Consolazione forse non sufficiente è il fatto che il testimone del progetto Masieri sia passato a Carlo Scarpa. In fondo non è una Nemesi. Scarpa fu allievo originale di Wright, molto più valido nei frutti degli emuli wrightiani formatisi a Taliesin. Una cosa unì negli interessi culturali artistici maestro ed allievo (cosa che in realtà fu sempre idealmente): il Giappone ed il suo spirito estetico, il vangelo della semplificazione, come lo chiamò Wright. Scarpa visitò il Giappone per la prima volta nel 1969, dieci anni dopo la morte di Wright. Electa ha relativamente di recente evidenziato questa affinità pubblicando due titoli: Carlo Scarpa e il Giappone, scritto da J.K. Mauro Pierconti (2007) e Frank Lloyd Wright, Le stampe giapponesi. Una interpretazione, con saggi di Francesco Dal Co e Margo Stipe (2008).

E’ significativo come, a parte Frank Lloyd Wright di Robert McCarter del 2009, ed il catalogo della mostra Frank Lloyd Wright tra America e Italia (2018), l’ultimo nuovo libro su Wright in Italia è proprio questo curato da Francesco Dal Co e Margo Stipe.
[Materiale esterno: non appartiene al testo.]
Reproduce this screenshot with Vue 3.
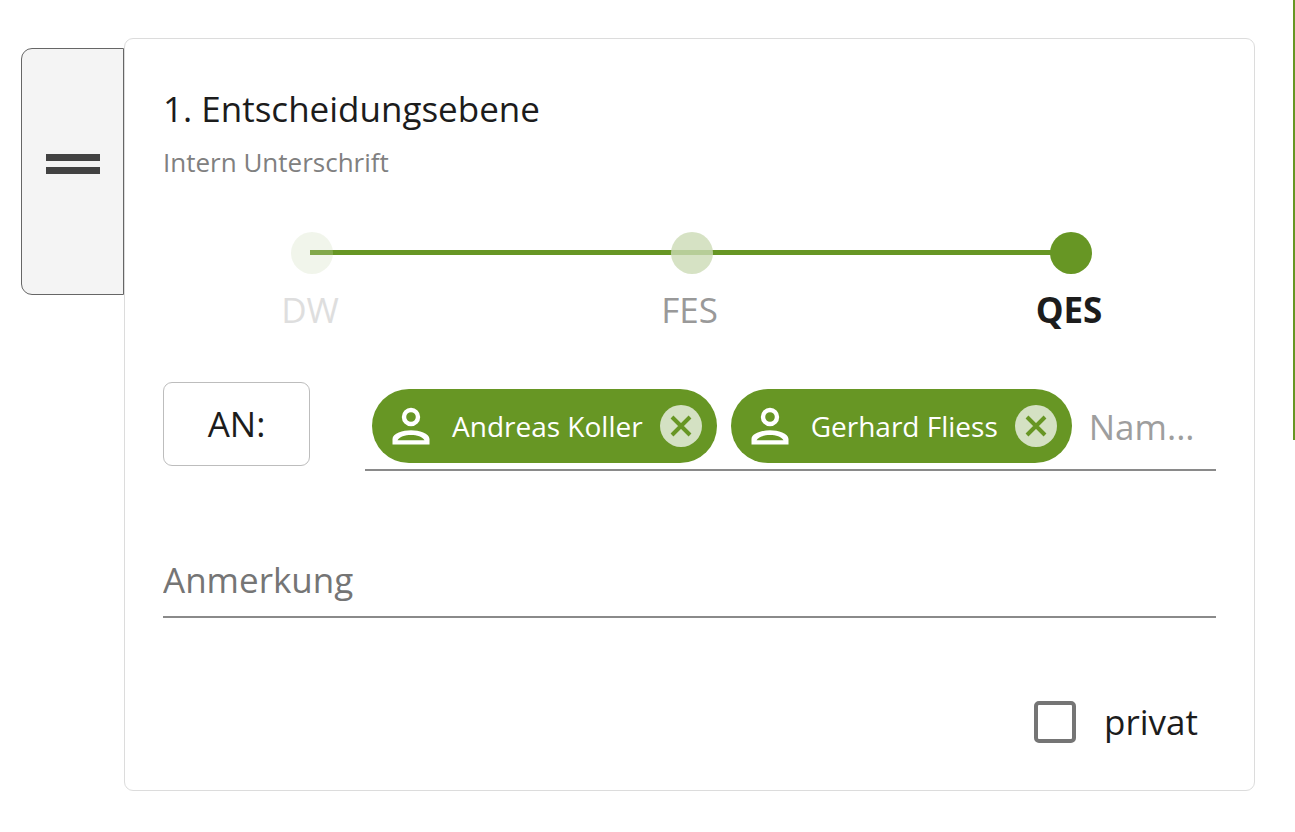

In Italia sono pochissimi i libri dedicati al maestro dell’architettura organica. Rari nella pubblicazione se confrontati con quelli dedicati ad analoghi “pesi massimi” come Mies van der Rohe o Le Corbusier. Forse questa recente scarsa fortuna critica sembra avvalorare quello che Wright pensava della sua opera come sempre osteggiata dall’accademia e dalla critica. Cosa che si appuntava come una medaglia al petto anziché occasione di frustrazione perché era in ballo “la verità contro il mondo” come insegnava ad inseguire il motto della sua famiglia materna.

Nell’aprile entrante ricorreranno i sessantacinque anni dalla morte di Wright, forse una cifra non così tonda da meritare molte celebrazioni ma che sia almeno occasione di qualche nuova riflessione.